Baten80 wrote:
fluke wrote:
dreambeliever wrote:
i'd say E..
12 is a multiple of both 4 and 6 but not of 24.
Yes, you are right. I ignored the fact that the 2 in the prime factor of 6 may be the same 2 from the prime factor of 2's in the factors of 12. Thus, n definitely has only two 2's and one 3 as factor, which is 12. thanks.
fluke please make clear in your way such as:
Prime factors of 24: 2^3*3
(1) 4: 2^2; Not sufficient.
(2) 6: 2*3; Not sufficient.
Combining both; minimum factors of n= 2^2*2*3 = 2^3*3 = all factors of 24. Sufficient.First of all; my answer was wrong; the actual answer is "E"
We need to prove that n is definitely a multiple of 24.
What could be the possible multiples for 24; 24,48,72,96,.....
Prime factors of 24: (2^3*3)
Prime factors of 48: 2*(2^3*3)
Prime factors of 72: 3*(2^3*3)
Prime factors of 96: 4*(2^3*3)
So; we see that if n has at least (2^3*3) as factors; it must be a multiple of 24.
1) n is a multiple of 4.
4 = 2*2 = 2^2. 2^2 contains only two 2's and no 3's. But, we need three 2's and one 3; at least. Thus not sufficient.
2) n is a multiple of 6.
6 = 2*3 = It contains only one 2 and one 3. But, we need three 2's and one 3; at least. Thus not sufficient.
Combining both;
We can't say, as I foolishly did, that n contains all factors "2*2*2*3". It would be wrong. Because the 2 that you see in the second statement may be the same 2 that appeared in statement 1.
e.g.
12:
2*
2*3. As you can see.
12 is a factor of 6:
2*3
12 is a factor of 4:
2*
2As you can see the 2 in red color is used by both 6 and 4.

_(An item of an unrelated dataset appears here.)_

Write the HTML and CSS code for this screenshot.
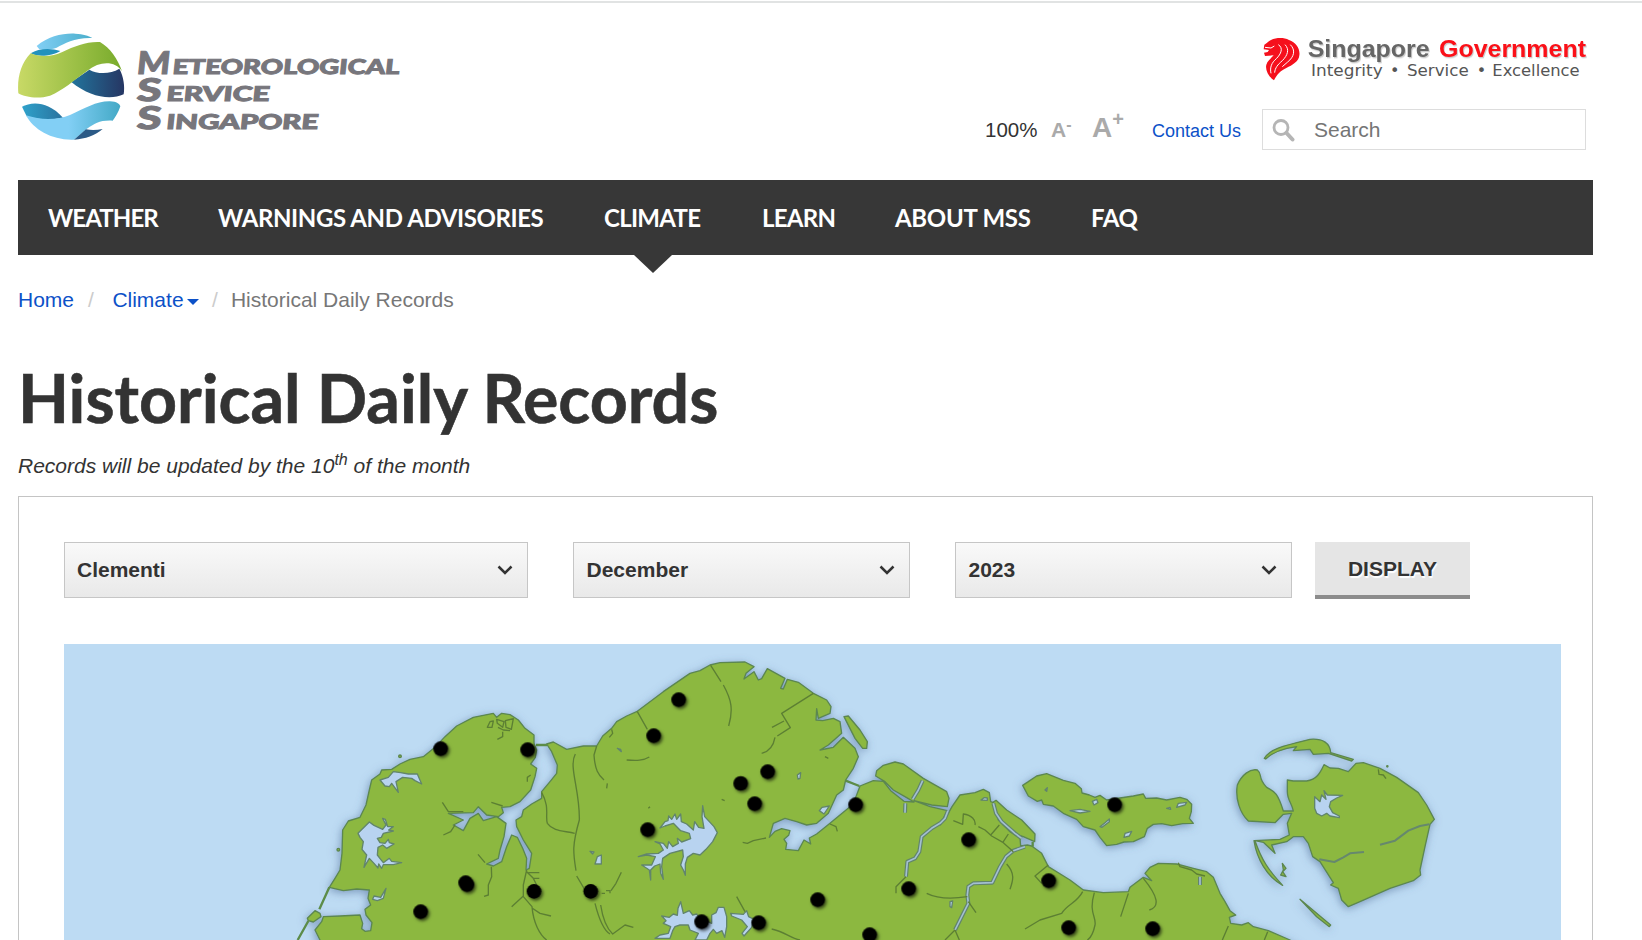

If the two factors were 6,16:
16: 2^4
6: 2*3
It would be sufficient. Just take the maximum power of the each prime factor available for both numbers and check whether the final result is equal or a greater multiple of 24. LCM.
The idea is to find the LCM: if LCM(6,4) >= 24 and LCM(6,4) is a multiple of 24; then n must be a multiple of 24.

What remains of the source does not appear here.